▶ **INFORMATION GIVEN**
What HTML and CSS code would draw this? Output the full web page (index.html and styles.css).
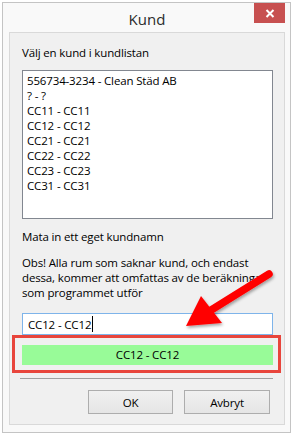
FILE: index.html
```html
<!DOCTYPE html>
<html lang="sv">
<head>
  <meta charset="UTF-8" />
  <meta name="viewport" content="width=device-width, initial-scale=1.0"/>
  <title>Kund</title>
  <link rel="stylesheet" href="styles.css">
</head>
<body>
  <div class="window">
    <div class="titlebar">
      <span></span>
      <span class="title">Kund</span>
      <button class="close-btn" aria-label="Stäng">
        <svg width="10" height="9" viewBox="0 0 10 9">
          <path d="M1.5 1 L8.5 8 M8.5 1 L1.5 8" stroke="#fff" stroke-width="2" fill="none"/>
        </svg>
      </button>
    </div>

    <div class="client">
      <p class="label">Välj en kund i kundlistan</p>
      <ul class="listbox">
        <li>556734-3234 - Clean Städ AB</li>
        <li>? - ?</li>
        <li>CC11 - CC11</li>
        <li>CC12 - CC12</li>
        <li>CC21 - CC21</li>
        <li>CC22 - CC22</li>
        <li>CC23 - CC23</li>
        <li>CC31 - CC31</li>
      </ul>

      <p class="label own">Mata in ett eget kundnamn</p>
      <p class="label note">Obs! Alla rum som saknar kund, och endast<br>dessa, kommer att omfattas av de beräkningar<br>som programmet utför</p>

      <div class="textbox">CC12 - CC12<span class="caret"></span></div>

      <div class="highlight">
        <div class="result">CC12 - CC12</div>
      </div>

      <hr class="separator">

      <div class="buttons">
        <button class="btn">OK</button>
        <button class="btn">Avbryt</button>
      </div>
    </div>
  </div>

  <!-- red annotation arrow drawn over the dialog -->
  <svg class="arrow" width="294" height="435" viewBox="0 0 294 435">
    <defs>
      <filter id="shadow" x="-20%" y="-20%" width="140%" height="140%">
        <feDropShadow dx="1" dy="2" stdDeviation="1.5" flood-color="#000" flood-opacity="0.35"/>
      </filter>
    </defs>
    <g filter="url(#shadow)" fill="#f00">
      <line x1="269" y1="274" x2="208" y2="312" stroke="#f00" stroke-width="7.5" stroke-linecap="round"/>
      <polygon points="186,326 201,296 222,323"/>
    </g>
  </svg>
</body>
</html>
```

FILE: styles.css
```css
* {
  margin: 0;
  padding: 0;
  box-sizing: border-box;
}

body {
  position: relative;
  font-family: 'Open Sans', 'Noto Sans', sans-serif;
  font-size: 11.5px;
  letter-spacing: -0.15px;
  line-height: 15px;
  color: #000;
  background: #fff;
  width: 294px;
  height: 435px;
  overflow: hidden;
}

.window {
  margin: 2px;
  width: 289px;
  height: 431px;
  border: 1px solid #c4c4c4;
  background: #f9f9f9;
  padding: 0 5px 7px 6px;
  display: flex;
  flex-direction: column;
}

.titlebar {
  height: 29px;
  display: grid;
  grid-template-columns: 1fr auto 1fr;
  align-items: start;
}

.title {
  font-size: 15px;
  letter-spacing: 0;
  line-height: 20px;
  margin-top: 6px;
  color: #2b2b2b;
}

.close-btn {
  justify-self: end;
  width: 31px;
  height: 20px;
  border: none;
  background: #c75050;
  display: flex;
  align-items: center;
  justify-content: center;
}

.client {
  flex: 1;
  border: 1px solid #d9d9d9;
  background: #f0f0f0;
  padding: 12px 11px 0 12px;
  display: flex;
  flex-direction: column;
}

.label {
  color: #000;
}

.listbox {
  list-style: none;
  margin-top: 10px;
  height: 149px;
  background: #fff;
  border: 1px solid #828790;
  padding: 2px 4px;
}

.own {
  margin-top: 10px;
}

.note {
  margin-top: 11px;
  white-space: nowrap;
  overflow: hidden;
}

.textbox {
  margin-top: 13px;
  height: 22px;
  background: #fff;
  border: 1px solid #7eb4ea;
  padding: 2px 5px;
  display: flex;
  align-items: center;
}

.caret {
  display: inline-block;
  width: 1px;
  height: 16px;
  background: #000;
  margin-left: 1px;
}

.highlight {
  margin: 0 -8px 0 -10px;
  border: 3px solid #e8453c;
  padding: 7px 5px 5px 7px;
}

.result {
  height: 20px;
  background: #98fb98;
  text-align: center;
  line-height: 20px;
}

.separator {
  margin: 5px 0 0 -2px;
  border: none;
  border-top: 1px solid #a0a0a0;
}

.buttons {
  margin-top: 11px;
  display: flex;
  justify-content: flex-end;
  gap: 11px;
  padding-right: 3px;
}

.btn {
  font-family: inherit;
  font-size: 11.5px;
  letter-spacing: -0.15px;
  width: 85px;
  height: 24px;
  border: 1px solid #adadad;
  background: linear-gradient(#f0f0f0, #e5e5e5);
  color: #000;
}

.btn + .btn {
  width: 86px;
}

.arrow {
  position: absolute;
  left: 0;
  top: 0;
  pointer-events: none;
}
```
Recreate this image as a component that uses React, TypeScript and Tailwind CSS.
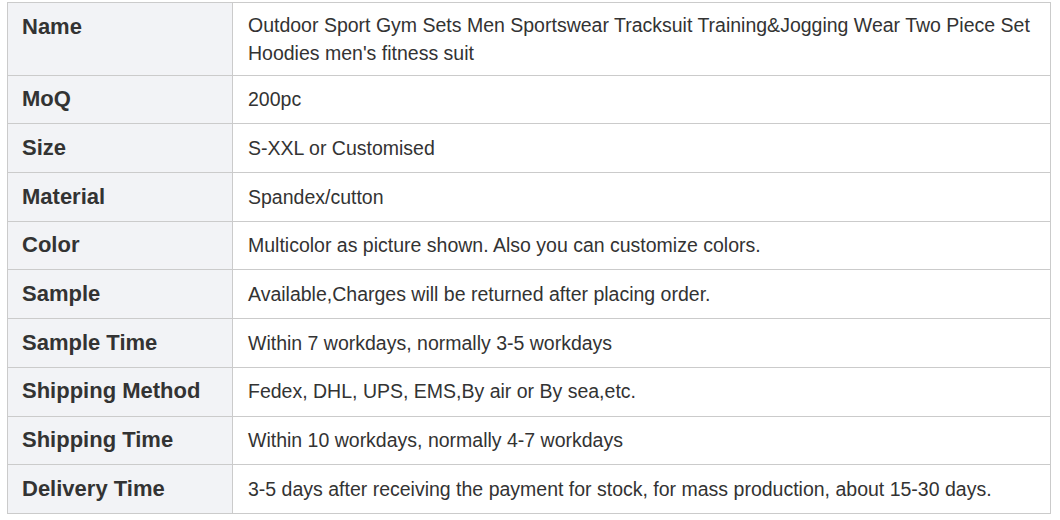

▶ **OBJECTIVE**
Every entry above needs to be retyped exactly; drop the pictures.

▶ **RESULT FOR THIS EXERCISE**
What HTML and CSS code would draw this? Output the full web page (index.html and styles.css).
FILE: index.html
```html
<!DOCTYPE html>
<html lang="sv">
<head>
  <meta charset="UTF-8" />
  <meta name="viewport" content="width=device-width, initial-scale=1.0"/>
  <title>Kund</title>
  <link rel="stylesheet" href="styles.css">
</head>
<body>
  <div class="window">
    <div class="titlebar">
      <span></span>
      <span class="title">Kund</span>
      <button class="close-btn" aria-label="Stäng">
        <svg width="10" height="9" viewBox="0 0 10 9">
          <path d="M1.5 1 L8.5 8 M8.5 1 L1.5 8" stroke="#fff" stroke-width="2" fill="none"/>
        </svg>
      </button>
    </div>

    <div class="client">
      <p class="label">Välj en kund i kundlistan</p>
      <ul class="listbox">
        <li>556734-3234 - Clean Städ AB</li>
        <li>? - ?</li>
        <li>CC11 - CC11</li>
        <li>CC12 - CC12</li>
        <li>CC21 - CC21</li>
        <li>CC22 - CC22</li>
        <li>CC23 - CC23</li>
        <li>CC31 - CC31</li>
      </ul>

      <p class="label own">Mata in ett eget kundnamn</p>
      <p class="label note">Obs! Alla rum som saknar kund, och endast<br>dessa, kommer att omfattas av de beräkningar<br>som programmet utför</p>

      <div class="textbox">CC12 - CC12<span class="caret"></span></div>

      <div class="highlight">
        <div class="result">CC12 - CC12</div>
      </div>

      <hr class="separator">

      <div class="buttons">
        <button class="btn">OK</button>
        <button class="btn">Avbryt</button>
      </div>
    </div>
  </div>

  <!-- red annotation arrow drawn over the dialog -->
  <svg class="arrow" width="294" height="435" viewBox="0 0 294 435">
    <defs>
      <filter id="shadow" x="-20%" y="-20%" width="140%" height="140%">
        <feDropShadow dx="1" dy="2" stdDeviation="1.5" flood-color="#000" flood-opacity="0.35"/>
      </filter>
    </defs>
    <g filter="url(#shadow)" fill="#f00">
      <line x1="269" y1="274" x2="208" y2="312" stroke="#f00" stroke-width="7.5" stroke-linecap="round"/>
      <polygon points="186,326 201,296 222,323"/>
    </g>
  </svg>
</body>
</html>
```

FILE: styles.css
```css
* {
  margin: 0;
  padding: 0;
  box-sizing: border-box;
}

body {
  position: relative;
  font-family: 'Open Sans', 'Noto Sans', sans-serif;
  font-size: 11.5px;
  letter-spacing: -0.15px;
  line-height: 15px;
  color: #000;
  background: #fff;
  width: 294px;
  height: 435px;
  overflow: hidden;
}

.window {
  margin: 2px;
  width: 289px;
  height: 431px;
  border: 1px solid #c4c4c4;
  background: #f9f9f9;
  padding: 0 5px 7px 6px;
  display: flex;
  flex-direction: column;
}

.titlebar {
  height: 29px;
  display: grid;
  grid-template-columns: 1fr auto 1fr;
  align-items: start;
}

.title {
  font-size: 15px;
  letter-spacing: 0;
  line-height: 20px;
  margin-top: 6px;
  color: #2b2b2b;
}

.close-btn {
  justify-self: end;
  width: 31px;
  height: 20px;
  border: none;
  background: #c75050;
  display: flex;
  align-items: center;
  justify-content: center;
}

.client {
  flex: 1;
  border: 1px solid #d9d9d9;
  background: #f0f0f0;
  padding: 12px 11px 0 12px;
  display: flex;
  flex-direction: column;
}

.label {
  color: #000;
}

.listbox {
  list-style: none;
  margin-top: 10px;
  height: 149px;
  background: #fff;
  border: 1px solid #828790;
  padding: 2px 4px;
}

.own {
  margin-top: 10px;
}

.note {
  margin-top: 11px;
  white-space: nowrap;
  overflow: hidden;
}

.textbox {
  margin-top: 13px;
  height: 22px;
  background: #fff;
  border: 1px solid #7eb4ea;
  padding: 2px 5px;
  display: flex;
  align-items: center;
}

.caret {
  display: inline-block;
  width: 1px;
  height: 16px;
  background: #000;
  margin-left: 1px;
}

.highlight {
  margin: 0 -8px 0 -10px;
  border: 3px solid #e8453c;
  padding: 7px 5px 5px 7px;
}

.result {
  height: 20px;
  background: #98fb98;
  text-align: center;
  line-height: 20px;
}

.separator {
  margin: 5px 0 0 -2px;
  border: none;
  border-top: 1px solid #a0a0a0;
}

.buttons {
  margin-top: 11px;
  display: flex;
  justify-content: flex-end;
  gap: 11px;
  padding-right: 3px;
}

.btn {
  font-family: inherit;
  font-size: 11.5px;
  letter-spacing: -0.15px;
  width: 85px;
  height: 24px;
  border: 1px solid #adadad;
  background: linear-gradient(#f0f0f0, #e5e5e5);
  color: #000;
}

.btn + .btn {
  width: 86px;
}

.arrow {
  position: absolute;
  left: 0;
  top: 0;
  pointer-events: none;
}
```
Recreate this image as a component that uses React, TypeScript and Tailwind CSS.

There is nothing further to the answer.